[CI] Run test_multi_gpu in test_inductor_distributed (#100135)
Summary: The guard reason string change is needed after https://github.com/pytorch/pytorch/pull/98107/
Pull Request resolved: https://github.com/pytorch/pytorch/pull/100135
Approved by: https://github.com/anijain2305
diff --git a/.ci/pytorch/test.sh b/.ci/pytorch/test.sh
index 1ee49f2..d6462ef 100755
--- a/.ci/pytorch/test.sh
+++ b/.ci/pytorch/test.sh
@@ -255,6 +255,10 @@
}
test_inductor_distributed() {
+ # Smuggle a few multi-gpu tests here so that we don't have to request another large node
+ echo "Testing multi_gpu tests in test_torchinductor"
+ pytest test/inductor/test_torchinductor.py -k test_multi_gpu
+
# this runs on both single-gpu and multi-gpu instance. It should be smart about skipping tests that aren't supported
# with if required # gpus aren't available
python test/run_test.py --include distributed/test_dynamo_distributed distributed/test_inductor_collectives --verbose
@@ -630,10 +634,6 @@
}
test_distributed() {
- # Smuggle a few multi-gpu tests here so that we don't have to request another large node
- echo "Testing multi_gpu tests in test_torchinductor"

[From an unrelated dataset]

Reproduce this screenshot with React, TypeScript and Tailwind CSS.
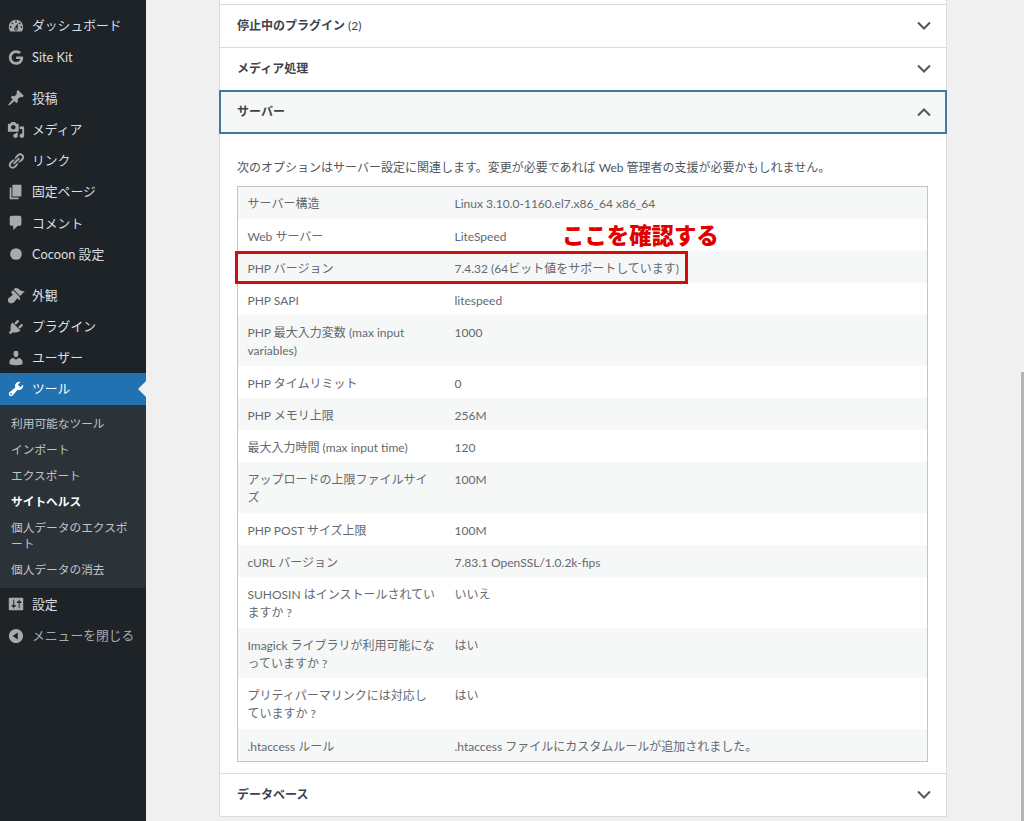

- pytest test/inductor/test_torchinductor.py -k test_multi_gpu
-
echo "Testing distributed python tests"
time python test/run_test.py --distributed-tests --shard "$SHARD_NUMBER" "$NUM_TEST_SHARDS" --verbose
assert_git_not_dirty
diff --git a/test/inductor/test_torchinductor.py b/test/inductor/test_torchinductor.py
index bfb93d9..e997d5c 100644
--- a/test/inductor/test_torchinductor.py
+++ b/test/inductor/test_torchinductor.py
@@ -2069,7 +2069,7 @@
gemm_opt(x1, y1)
self.assertTrue(failed_guard is not None)
self.assertTrue(
- "tensor 'x' Tensor device index mismatch. Expected device index to be"
+ "tensor 'L['x']' Tensor device index mismatch. Expected device index to be"
in failed_guard.reason
)